_Work instructions_: Please find all lines in the data that hold the string "React" and copy them.

_Available data_:

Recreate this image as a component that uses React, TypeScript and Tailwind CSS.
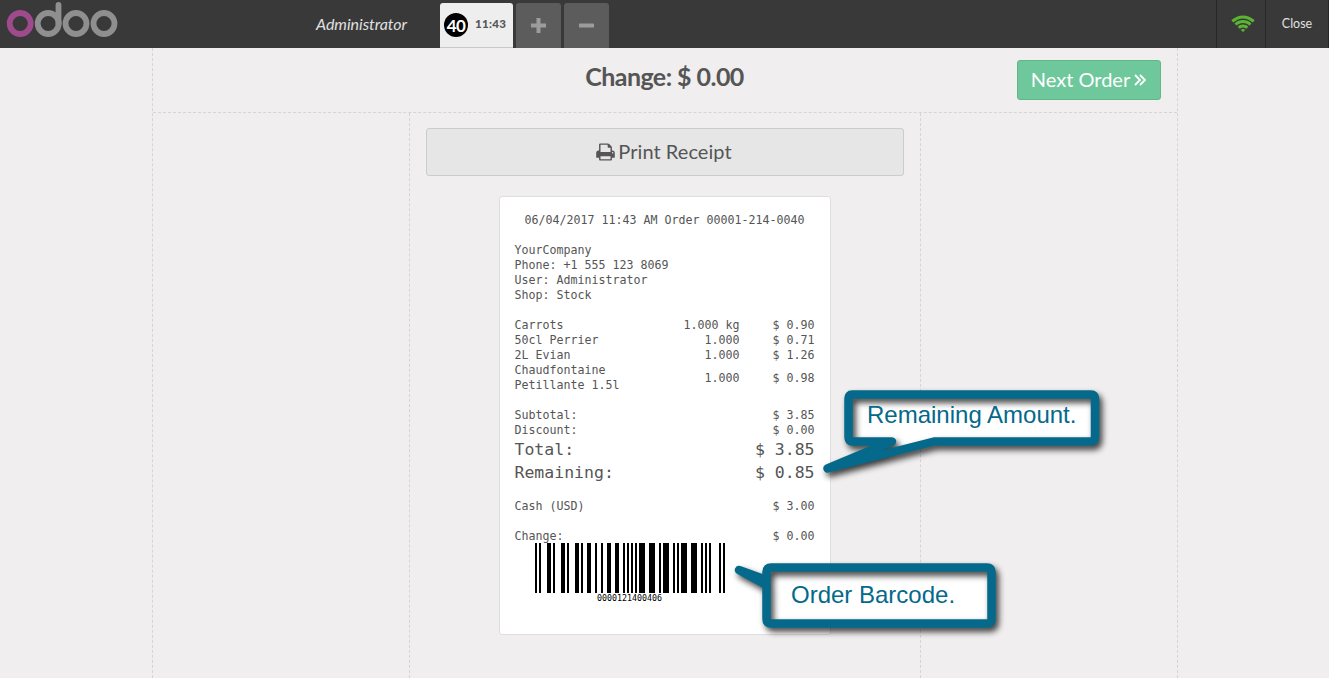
import React from "react";

const LATO = "font-['Lato',sans-serif]";
const MONO = "font-['DejaVu_Sans_Mono','Liberation_Mono',monospace]";

const lines = [
  { name: "Carrots", qty: "1.000 kg", price: "$ 0.90" },
  { name: "50cl Perrier", qty: "1.000", price: "$ 0.71" },
  { name: "2L Evian", qty: "1.000", price: "$ 1.26" },
  { name: "Chaudfontaine Petillante 1.5l", qty: "1.000", price: "$ 0.98" },
];

function Logo() {
  return (
    <svg width="112" height="40" viewBox="6 0 112 40" className="ml-[6px] block shrink-0" fill="none" strokeWidth="5.8">
      <circle cx="20.2" cy="23.5" r="10.5" stroke="#9f4a8c" />
      <g stroke="#8f8f8f">
        <circle cx="48.2" cy="23.5" r="10.5" />
        <path d="M58.500 24V4.8" strokeLinecap="round" />
        <circle cx="76" cy="23.5" r="10.5" />
        <circle cx="104" cy="23.5" r="10.5" />
      </g>
    </svg>
  );
}

function Header() {
  return (
    <header className="flex h-12 shrink-0 bg-[#393939] text-[#e0e0e0]">
      <Logo />
      <div className="ml-[198px] w-[124px] text-base leading-[48px] tracking-[-0.03px] italic">Administrator</div>
      <div className="flex items-start gap-[3px] pt-[3px]">
        <div className="flex h-[45px] w-[73px] items-center rounded-t-[3px] border-b border-[#c8c8c8] bg-[#eeeeee] pl-1">
          <span className="flex size-6 items-center justify-center rounded-full bg-black text-[17px] leading-none font-bold tracking-[-0.5px] text-white">40</span>
          <span className="-mt-[2px] ml-[7px] text-[11.5px] font-black tracking-[0.3px] text-[#555555]">11:43</span>
        </div>
        <div className="flex h-[45px] w-[45px] items-center justify-center rounded-t-[3px] bg-[#5c5c5c]">
          <svg width="15" height="15" viewBox="0 0 15 15" fill="#9c9c9c"><path d="M5.5 0h4v5.500h5.500v4h-5.500v5.500h-4v-5.500h-5.500v-4h5.500z" /></svg>
        </div>
        <div className="flex h-[45px] w-[45px] items-center justify-center rounded-t-[3px] bg-[#5c5c5c]">
          <svg width="15" height="15" viewBox="0 0 15 15" fill="#9c9c9c"><rect y="5.500" width="15" height="4" rx="0.500" /></svg>
        </div>
      </div>
      <div className="ml-auto flex">
        <div className="flex w-[49px] items-center justify-center border-l border-[#272727] pl-1">
          <svg width="24" height="21" viewBox="0 0 2048 1792" fill="#5bb532">
            <path d="M1024 1523q-20 0-93-73.500t-73-93.500q0-32 62.500-54t103.500-22 103.500 22 62.500 54q0 20-73 93.500t-93 73.500zM1294 1252q-2 0-40-25t-101.500-50-128.500-25-128.500 25-101 50-40.500 25q-18 0-93.500-75t-75.500-93q0-13 10-23 78-77 196-121t233-44 233 44 196 121q10 10 10 23 0 18-75.500 93t-93.500 75zM1567 981q-11 0-23-8-136-105-252-154.500t-268-49.500q-85 0-170.500 22t-149 53-113.500 62-79 53-31 22q-17 0-92-75t-75-93q0-12 10-22 132-132 320-205t380-73 380 73 320 205q10 10 10 22 0 18-75 93t-92 75zM1838 709q-11 0-22-9-179-157-371.500-236.500t-420.500-79.500-420.500 79.500-371.500 236.500q-11 9-22 9-17 0-92.500-75t-75.500-93q0-13 10-23 187-186 445-288t527-102 527 102 445 288q10 10 10 23 0 18-75.500 93t-92.500 75z" />
          </svg>
        </div>
        <div className="w-16 border-x border-[#272727] text-center text-[12.5px] leading-[47px]">Close</div>
      </div>
    </header>
  );
}

function Row({ label, value }: { label: string; value: string }) {
  return (
    <div className="flex justify-between">
      <span>{label}</span>
      <span>{value}</span>
    </div>
  );
}

// EAN-13 modules for 0000121400406
const MODULES =
  "101" + "0001101" + "0001101" + "0001101" + "0011001" + "0010011" + "0011001" +
  "01010" + "1011100" + "1110010" + "1110010" + "1011100" + "1110010" + "1010000" + "101";

function Barcode() {
  return (
    <div className="-mt-px ml-5 w-[190px] text-black">
      <svg width="190" height="50" viewBox="0 0 95 50" preserveAspectRatio="none" shapeRendering="crispEdges" className="block">
        {MODULES.split("").map((m, i) => (m === "1" ? <rect key={i} x={i} y="0" width="1" height="50" /> : null))}
      </svg>
      <div className="text-center text-[8.3px] leading-[10px]">0000121400406</div>
    </div>
  );
}

function Receipt() {
  return (
    <div className={`${MONO} mx-auto mt-5 h-[439px] w-[332px] rounded-[3px] border border-[#dedede] bg-white px-[15px] pt-4 text-[11.63px] leading-[15px] whitespace-pre text-[#555555]`}>
      <div className="text-center">06/04/2017 11:43 AM Order 00001-214-0040</div>
      <div className="mt-[15px]">
        <div>YourCompany</div>
        <div>Phone: +1 555 123 8069</div>
        <div>User: Administrator</div>
        <div>Shop: Stock</div>
      </div>
      <div className="mt-[15px]">
        {lines.map((l) => (
          <div key={l.name} className="flex items-center">
            <span className="w-[126px] whitespace-normal">{l.name}</span>
            <span className="w-[99px] text-right">{l.qty}</span>
            <span className="ml-auto">{l.price}</span>
          </div>
        ))}
      </div>
      <div className="mt-[15px]">
        <Row label="Subtotal:" value="$ 3.85" />
        <Row label="Discount:" value="$ 0.00" />
        <div className="text-[16.5px] leading-[23px]">
          <Row label="Total:" value="$ 3.85" />
          <Row label="Remaining:" value="$ 0.85" />
        </div>
      </div>
      <div className="mt-[15px]"><Row label="Cash (USD)" value="$ 3.00" /></div>
      <div className="mt-[15px]"><Row label="Change:" value="$ 0.00" /></div>
      <Barcode />
    </div>
  );
}

function Bubble({ d, label, className, viewBox, textClass }: { d: string; label: string; className: string; viewBox: string; textClass: string }) {
  return (
    <div className={`absolute ${className}`}>
      <svg viewBox={viewBox} className="absolute inset-0 size-full overflow-visible">
        <path d={d} fill="#ffffff" />
        <path d={d} fill="none" stroke="#04698a" strokeWidth="8.5" strokeLinejoin="round" className="drop-shadow-[3px_4px_3px_rgba(0,0,0,0.75)]" />
      </svg>
      <span className={`absolute font-['Liberation_Sans',sans-serif] text-2xl leading-7 whitespace-nowrap text-[#04698a] ${textClass}`}>{label}</span>
    </div>
  );
}

export default function App() {
  return (
    <div className={`${LATO} relative flex h-[678px] w-[1329px] flex-col overflow-hidden bg-[#f0eeee] text-[#555555]`}>
      <Header />
      <main className="mx-auto flex w-[1026px] grow flex-col border-x border-dashed border-[#d7d4d4]">
        <div className="grid h-[65px] shrink-0 grid-cols-[1fr_auto_1fr] items-start border-b border-dashed border-[#d7d4d4] pr-4">
          <span />
          <h1 className="pl-4 text-[25px] leading-[56px] font-bold tracking-[-0.55px]">Change: $ 0.00</h1>
          <button className="mt-3 flex h-10 w-36 items-center justify-center gap-1 justify-self-end rounded-[3px] border border-[#5fb888] bg-[#6ec89b] pb-[2px] text-xl text-white">
            Next Order
            <svg width="12" height="14" viewBox="0 0 12 14" fill="none" stroke="currentColor" strokeWidth="1.800" className="mt-[2px]"><path d="M1 2l5 5-5 5M6 2l5 5-5 5" /></svg>
          </button>
        </div>
        <div className="flex grow">
          <div className="w-64" />
          <section className="w-[512px] border-x border-dashed border-[#d7d4d4] px-4 pt-[15px]">
            <button className="flex h-12 w-[478px] items-center justify-center gap-[3px] rounded-[3px] border border-[#cccccc] bg-[#e6e6e6] pr-px pb-[2px] text-xl tracking-[0.05px]">
              <svg width="19" height="20" viewBox="0 0 1664 1792" fill="currentColor" className="mt-px">
                <path d="M384 1536h896v-256h-896v256zM384 896h896v-384h-160q-40 0-68-28t-28-68v-160h-640v640zM1536 960q0-26-19-45t-45-19-45 19-19 45 19 45 45 19 45-19 19-45zM1664 960v416q0 13-9.500 22.500t-22.500 9.500h-224v160q0 40-28 68t-68 28h-960q-40 0-68-28t-28-68v-160h-224q-13 0-22.500-9.500t-9.500-22.500v-416q0-79 56.500-135.500t135.500-56.500h64v-544q0-40 28-68t68-28h672q40 0 88 20t76 48l152 152q28 28 48 76t20 88v256h64q79 0 135.500 56.500t56.500 135.500z" />
              </svg>
              Print Receipt
            </button>
            <Receipt />
          </section>
        </div>
      </main>
      <Bubble
        label="Remaining Amount."
        viewBox="820 386 284 90"
        className="top-[386px] left-[820px] h-[90px] w-[284px]"
        textClass="left-[47px] top-[15px]"
        d="M852 394.500H1091Q1095 394.500 1095 398.500V437Q1095 441.500 1091 441.500H934L827.500 468.500L892 441.500H852Q848.500 441.500 848.500 437V398.500Q848.500 394.500 852 394.500Z"
      />
      <Bubble
        label="Order Barcode."
        viewBox="734 560 266 74"
        className="top-[560px] left-[734px] h-[74px] w-[266px]"
        textClass="left-[57px] top-[21px]"
        d="M771 567.500H987Q991.500 567.500 991.500 572V619Q991.500 623.500 987 623.500H771Q766.500 623.500 766.500 619V585L739 570L766.500 580V572Q766.500 567.500 771 567.500Z"
      />
    </div>
  );
}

_Worked answer_:
Recreate this image as a component that uses React, TypeScript and Tailwind CSS.
import React from "react";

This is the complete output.